** START **

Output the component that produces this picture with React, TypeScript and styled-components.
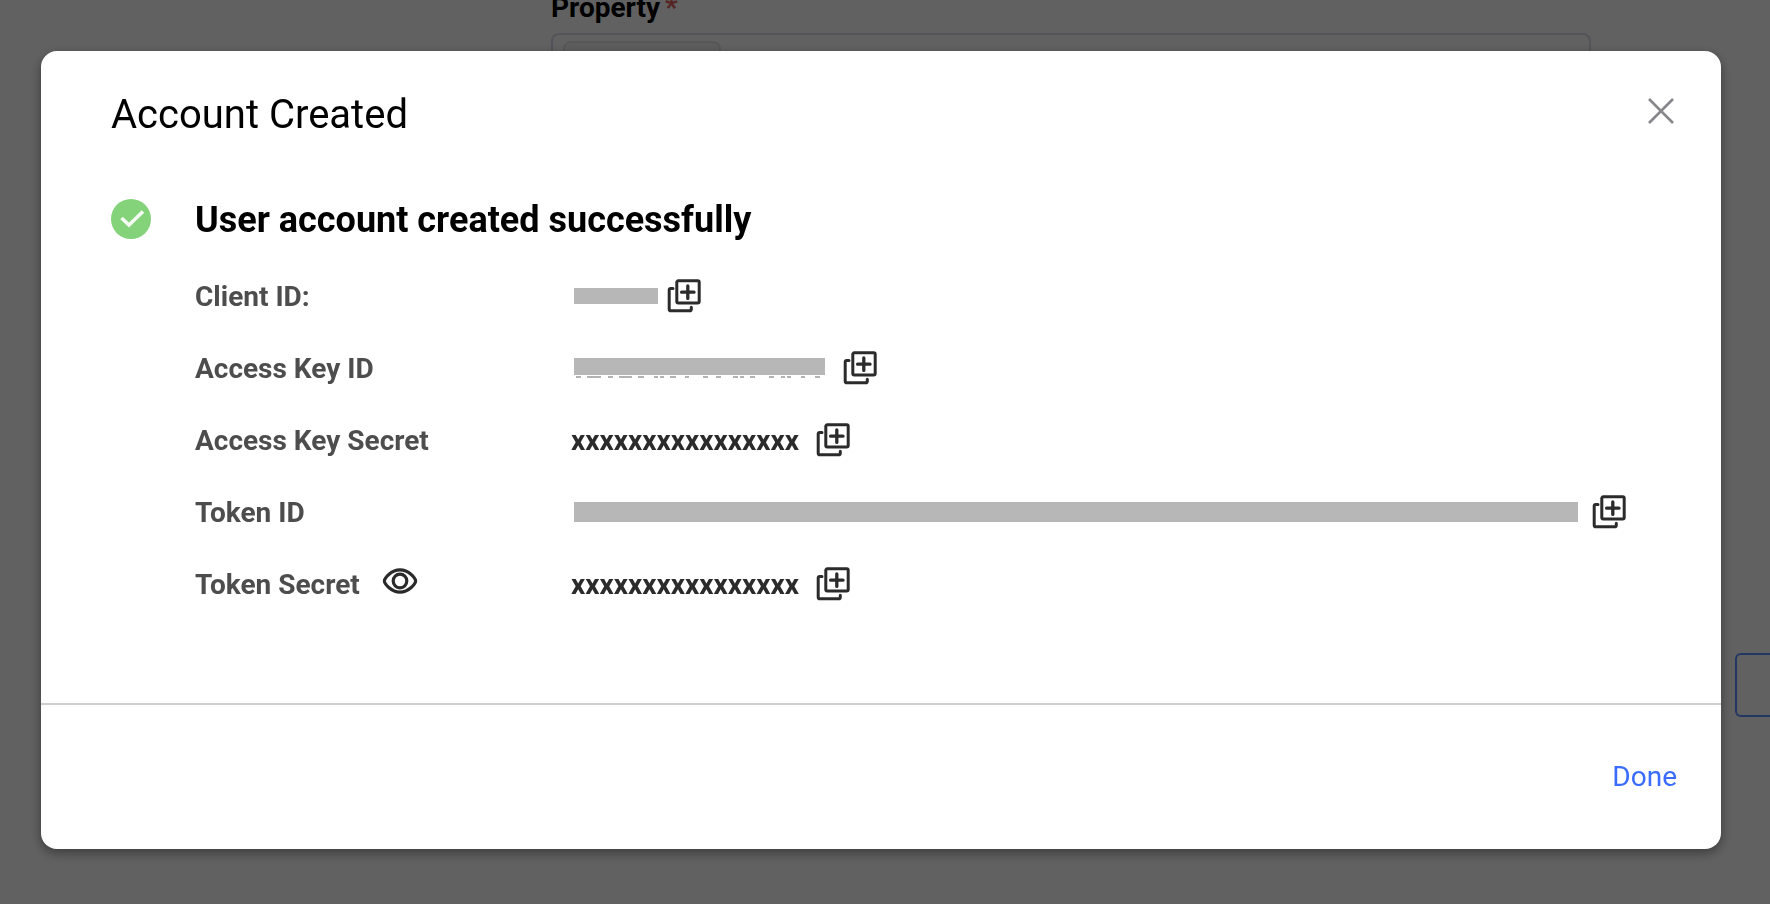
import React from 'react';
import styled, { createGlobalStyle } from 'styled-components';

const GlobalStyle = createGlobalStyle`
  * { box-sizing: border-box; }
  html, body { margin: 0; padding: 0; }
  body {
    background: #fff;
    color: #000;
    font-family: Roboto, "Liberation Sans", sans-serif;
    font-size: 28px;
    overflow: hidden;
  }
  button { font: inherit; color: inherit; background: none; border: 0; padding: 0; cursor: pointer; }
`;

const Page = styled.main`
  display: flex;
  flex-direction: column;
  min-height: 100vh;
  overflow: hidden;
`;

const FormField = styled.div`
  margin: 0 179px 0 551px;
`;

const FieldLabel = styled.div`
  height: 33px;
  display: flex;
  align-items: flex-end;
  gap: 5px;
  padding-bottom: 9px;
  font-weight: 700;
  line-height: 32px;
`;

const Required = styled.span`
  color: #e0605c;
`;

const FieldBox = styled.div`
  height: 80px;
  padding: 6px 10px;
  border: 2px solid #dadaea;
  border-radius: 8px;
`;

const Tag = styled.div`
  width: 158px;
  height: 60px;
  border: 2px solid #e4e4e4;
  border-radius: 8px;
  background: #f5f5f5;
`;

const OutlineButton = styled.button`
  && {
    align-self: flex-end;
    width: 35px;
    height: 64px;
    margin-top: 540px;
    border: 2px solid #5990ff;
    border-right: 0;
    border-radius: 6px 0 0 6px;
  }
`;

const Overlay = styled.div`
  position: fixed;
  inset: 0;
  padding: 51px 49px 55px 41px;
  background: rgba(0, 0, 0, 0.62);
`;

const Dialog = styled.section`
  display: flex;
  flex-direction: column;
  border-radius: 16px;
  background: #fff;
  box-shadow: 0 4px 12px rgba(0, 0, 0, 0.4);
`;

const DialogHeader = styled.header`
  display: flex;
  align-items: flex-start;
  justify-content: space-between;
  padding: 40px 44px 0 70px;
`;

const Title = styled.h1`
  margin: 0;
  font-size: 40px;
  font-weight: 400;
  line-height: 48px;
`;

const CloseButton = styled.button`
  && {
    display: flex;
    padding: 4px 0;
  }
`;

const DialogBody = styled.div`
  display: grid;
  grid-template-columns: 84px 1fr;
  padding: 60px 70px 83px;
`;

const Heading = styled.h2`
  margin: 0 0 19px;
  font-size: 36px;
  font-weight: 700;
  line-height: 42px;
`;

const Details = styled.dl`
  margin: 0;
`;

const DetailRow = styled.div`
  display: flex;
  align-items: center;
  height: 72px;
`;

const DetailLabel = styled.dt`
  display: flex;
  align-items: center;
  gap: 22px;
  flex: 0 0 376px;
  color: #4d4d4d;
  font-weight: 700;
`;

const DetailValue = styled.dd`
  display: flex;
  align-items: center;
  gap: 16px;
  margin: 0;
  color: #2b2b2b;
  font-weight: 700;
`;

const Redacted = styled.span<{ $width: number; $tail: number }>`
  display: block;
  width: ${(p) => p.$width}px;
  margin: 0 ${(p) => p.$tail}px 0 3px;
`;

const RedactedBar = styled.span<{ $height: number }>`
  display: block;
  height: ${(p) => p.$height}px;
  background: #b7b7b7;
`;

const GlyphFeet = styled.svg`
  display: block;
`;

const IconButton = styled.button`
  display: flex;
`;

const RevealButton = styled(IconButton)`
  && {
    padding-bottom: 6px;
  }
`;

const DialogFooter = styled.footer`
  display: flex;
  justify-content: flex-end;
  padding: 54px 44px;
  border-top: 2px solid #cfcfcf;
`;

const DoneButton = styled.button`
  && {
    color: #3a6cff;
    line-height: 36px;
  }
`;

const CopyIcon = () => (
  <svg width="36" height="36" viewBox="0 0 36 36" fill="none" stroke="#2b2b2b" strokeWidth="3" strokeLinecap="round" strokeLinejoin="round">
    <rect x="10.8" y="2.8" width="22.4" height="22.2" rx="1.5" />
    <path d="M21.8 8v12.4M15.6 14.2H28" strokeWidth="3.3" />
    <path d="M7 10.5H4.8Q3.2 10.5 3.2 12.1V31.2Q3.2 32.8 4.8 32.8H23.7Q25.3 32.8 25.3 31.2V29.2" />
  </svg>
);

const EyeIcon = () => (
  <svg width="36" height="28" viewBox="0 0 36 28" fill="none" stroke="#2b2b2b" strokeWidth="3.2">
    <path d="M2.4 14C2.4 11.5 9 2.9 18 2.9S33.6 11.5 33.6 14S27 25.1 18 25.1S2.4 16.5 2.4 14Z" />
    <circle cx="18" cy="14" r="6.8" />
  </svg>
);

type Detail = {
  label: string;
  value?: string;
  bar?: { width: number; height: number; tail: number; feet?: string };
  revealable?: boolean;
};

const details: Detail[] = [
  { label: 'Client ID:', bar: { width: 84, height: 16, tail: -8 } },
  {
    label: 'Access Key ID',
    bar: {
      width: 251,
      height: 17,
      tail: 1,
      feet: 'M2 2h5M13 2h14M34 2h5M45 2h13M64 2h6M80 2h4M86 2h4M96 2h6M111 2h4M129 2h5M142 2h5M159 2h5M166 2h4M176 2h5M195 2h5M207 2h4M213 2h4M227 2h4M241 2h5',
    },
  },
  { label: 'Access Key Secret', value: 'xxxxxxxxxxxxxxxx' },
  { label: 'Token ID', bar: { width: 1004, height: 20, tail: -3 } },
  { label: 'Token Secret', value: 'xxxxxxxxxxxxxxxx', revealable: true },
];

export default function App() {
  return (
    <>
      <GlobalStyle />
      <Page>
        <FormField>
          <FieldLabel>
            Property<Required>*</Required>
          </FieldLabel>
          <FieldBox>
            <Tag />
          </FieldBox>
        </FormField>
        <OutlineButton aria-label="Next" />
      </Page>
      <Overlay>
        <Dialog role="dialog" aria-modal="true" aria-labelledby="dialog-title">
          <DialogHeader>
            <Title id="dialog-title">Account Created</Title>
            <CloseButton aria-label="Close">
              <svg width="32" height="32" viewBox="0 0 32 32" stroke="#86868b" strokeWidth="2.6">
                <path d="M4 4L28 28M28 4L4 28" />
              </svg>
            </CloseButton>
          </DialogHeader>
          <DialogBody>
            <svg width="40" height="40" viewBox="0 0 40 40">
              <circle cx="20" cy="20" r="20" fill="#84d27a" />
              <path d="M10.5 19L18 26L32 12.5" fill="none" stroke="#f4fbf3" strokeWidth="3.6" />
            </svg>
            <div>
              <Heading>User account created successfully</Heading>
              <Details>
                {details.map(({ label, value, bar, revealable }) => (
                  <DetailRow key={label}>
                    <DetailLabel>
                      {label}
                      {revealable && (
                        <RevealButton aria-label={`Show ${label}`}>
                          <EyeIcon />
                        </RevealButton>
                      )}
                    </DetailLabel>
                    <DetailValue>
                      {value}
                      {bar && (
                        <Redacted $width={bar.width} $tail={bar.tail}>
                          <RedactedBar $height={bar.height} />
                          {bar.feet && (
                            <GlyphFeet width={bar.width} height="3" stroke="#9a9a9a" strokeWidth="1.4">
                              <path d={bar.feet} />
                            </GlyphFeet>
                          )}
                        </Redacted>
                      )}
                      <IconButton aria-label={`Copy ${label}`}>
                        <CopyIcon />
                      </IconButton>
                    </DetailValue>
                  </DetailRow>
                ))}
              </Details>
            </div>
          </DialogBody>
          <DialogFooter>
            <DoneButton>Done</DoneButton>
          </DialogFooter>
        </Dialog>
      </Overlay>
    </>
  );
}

** END **

§ **AIM OF THE EXERCISE**
Omit the pictures, and quote the material above exactly as given.

§ **COMPLETED EXERCISE**
Output the component that produces this picture with React, TypeScript and styled-components.
import React from 'react';
import styled, { createGlobalStyle } from 'styled-components';

const GlobalStyle = createGlobalStyle`
  * { box-sizing: border-box; }
  html, body { margin: 0; padding: 0; }
  body {
    background: #fff;
    color: #000;
    font-family: Roboto, "Liberation Sans", sans-serif;
    font-size: 28px;
    overflow: hidden;
  }
  button { font: inherit; color: inherit; background: none; border: 0; padding: 0; cursor: pointer; }
`;

const Page = styled.main`
  display: flex;
  flex-direction: column;
  min-height: 100vh;
  overflow: hidden;
`;

const FormField = styled.div`
  margin: 0 179px 0 551px;
`;

const FieldLabel = styled.div`
  height: 33px;
  display: flex;
  align-items: flex-end;
  gap: 5px;
  padding-bottom: 9px;
  font-weight: 700;
  line-height: 32px;
`;

const Required = styled.span`
  color: #e0605c;
`;

const FieldBox = styled.div`
  height: 80px;
  padding: 6px 10px;
  border: 2px solid #dadaea;
  border-radius: 8px;
`;

const Tag = styled.div`
  width: 158px;
  height: 60px;
  border: 2px solid #e4e4e4;
  border-radius: 8px;
  background: #f5f5f5;
`;

const OutlineButton = styled.button`
  && {
    align-self: flex-end;
    width: 35px;
    height: 64px;
    margin-top: 540px;
    border: 2px solid #5990ff;
    border-right: 0;
    border-radius: 6px 0 0 6px;
  }
`;

const Overlay = styled.div`
  position: fixed;
  inset: 0;
  padding: 51px 49px 55px 41px;
  background: rgba(0, 0, 0, 0.62);
`;

const Dialog = styled.section`
  display: flex;
  flex-direction: column;
  border-radius: 16px;
  background: #fff;
  box-shadow: 0 4px 12px rgba(0, 0, 0, 0.4);
`;

const DialogHeader = styled.header`
  display: flex;
  align-items: flex-start;
  justify-content: space-between;
  padding: 40px 44px 0 70px;
`;

const Title = styled.h1`
  margin: 0;
  font-size: 40px;
  font-weight: 400;
  line-height: 48px;
`;

const CloseButton = styled.button`
  && {
    display: flex;
    padding: 4px 0;
  }
`;

const DialogBody = styled.div`
  display: grid;
  grid-template-columns: 84px 1fr;
  padding: 60px 70px 83px;
`;

const Heading = styled.h2`
  margin: 0 0 19px;
  font-size: 36px;
  font-weight: 700;
  line-height: 42px;
`;

const Details = styled.dl`
  margin: 0;
`;

const DetailRow = styled.div`
  display: flex;
  align-items: center;
  height: 72px;
`;

const DetailLabel = styled.dt`
  display: flex;
  align-items: center;
  gap: 22px;
  flex: 0 0 376px;
  color: #4d4d4d;
  font-weight: 700;
`;

const DetailValue = styled.dd`
  display: flex;
  align-items: center;
  gap: 16px;
  margin: 0;
  color: #2b2b2b;
  font-weight: 700;
`;

const Redacted = styled.span<{ $width: number; $tail: number }>`
  display: block;
  width: ${(p) => p.$width}px;
  margin: 0 ${(p) => p.$tail}px 0 3px;
`;

const RedactedBar = styled.span<{ $height: number }>`
  display: block;
  height: ${(p) => p.$height}px;
  background: #b7b7b7;
`;

const GlyphFeet = styled.svg`
  display: block;
`;

const IconButton = styled.button`
  display: flex;
`;

const RevealButton = styled(IconButton)`
  && {
    padding-bottom: 6px;
  }
`;

const DialogFooter = styled.footer`
  display: flex;
  justify-content: flex-end;
  padding: 54px 44px;
  border-top: 2px solid #cfcfcf;
`;

const DoneButton = styled.button`
  && {
    color: #3a6cff;
    line-height: 36px;
  }
`;

const CopyIcon = () => (
  <svg width="36" height="36" viewBox="0 0 36 36" fill="none" stroke="#2b2b2b" strokeWidth="3" strokeLinecap="round" strokeLinejoin="round">
    <rect x="10.8" y="2.8" width="22.4" height="22.2" rx="1.5" />
    <path d="M21.8 8v12.4M15.6 14.2H28" strokeWidth="3.3" />
    <path d="M7 10.5H4.8Q3.2 10.5 3.2 12.1V31.2Q3.2 32.8 4.8 32.8H23.7Q25.3 32.8 25.3 31.2V29.2" />
  </svg>
);

const EyeIcon = () => (
  <svg width="36" height="28" viewBox="0 0 36 28" fill="none" stroke="#2b2b2b" strokeWidth="3.2">
    <path d="M2.4 14C2.4 11.5 9 2.9 18 2.9S33.6 11.5 33.6 14S27 25.1 18 25.1S2.4 16.5 2.4 14Z" />
    <circle cx="18" cy="14" r="6.8" />
  </svg>
);

type Detail = {
  label: string;
  value?: string;
  bar?: { width: number; height: number; tail: number; feet?: string };
  revealable?: boolean;
};

const details: Detail[] = [
  { label: 'Client ID:', bar: { width: 84, height: 16, tail: -8 } },
  {
    label: 'Access Key ID',
    bar: {
      width: 251,
      height: 17,
      tail: 1,
      feet: 'M2 2h5M13 2h14M34 2h5M45 2h13M64 2h6M80 2h4M86 2h4M96 2h6M111 2h4M129 2h5M142 2h5M159 2h5M166 2h4M176 2h5M195 2h5M207 2h4M213 2h4M227 2h4M241 2h5',
    },
  },
  { label: 'Access Key Secret', value: 'xxxxxxxxxxxxxxxx' },
  { label: 'Token ID', bar: { width: 1004, height: 20, tail: -3 } },
  { label: 'Token Secret', value: 'xxxxxxxxxxxxxxxx', revealable: true },
];

export default function App() {
  return (
    <>
      <GlobalStyle />
      <Page>
        <FormField>
          <FieldLabel>
            Property<Required>*</Required>
          </FieldLabel>
          <FieldBox>
            <Tag />
          </FieldBox>
        </FormField>
        <OutlineButton aria-label="Next" />
      </Page>
      <Overlay>
        <Dialog role="dialog" aria-modal="true" aria-labelledby="dialog-title">
          <DialogHeader>
            <Title id="dialog-title">Account Created</Title>
            <CloseButton aria-label="Close">
              <svg width="32" height="32" viewBox="0 0 32 32" stroke="#86868b" strokeWidth="2.6">
                <path d="M4 4L28 28M28 4L4 28" />
              </svg>
            </CloseButton>
          </DialogHeader>
          <DialogBody>
            <svg width="40" height="40" viewBox="0 0 40 40">
              <circle cx="20" cy="20" r="20" fill="#84d27a" />
              <path d="M10.5 19L18 26L32 12.5" fill="none" stroke="#f4fbf3" strokeWidth="3.6" />
            </svg>
            <div>
              <Heading>User account created successfully</Heading>
              <Details>
                {details.map(({ label, value, bar, revealable }) => (
                  <DetailRow key={label}>
                    <DetailLabel>
                      {label}
                      {revealable && (
                        <RevealButton aria-label={`Show ${label}`}>
                          <EyeIcon />
                        </RevealButton>
                      )}
                    </DetailLabel>
                    <DetailValue>
                      {value}
                      {bar && (
                        <Redacted $width={bar.width} $tail={bar.tail}>
                          <RedactedBar $height={bar.height} />
                          {bar.feet && (
                            <GlyphFeet width={bar.width} height="3" stroke="#9a9a9a" strokeWidth="1.4">
                              <path d={bar.feet} />
                            </GlyphFeet>
                          )}
                        </Redacted>
                      )}
                      <IconButton aria-label={`Copy ${label}`}>
                        <CopyIcon />
                      </IconButton>
                    </DetailValue>
                  </DetailRow>
                ))}
              </Details>
            </div>
          </DialogBody>
          <DialogFooter>
            <DoneButton>Done</DoneButton>
          </DialogFooter>
        </Dialog>
      </Overlay>
    </>
  );
}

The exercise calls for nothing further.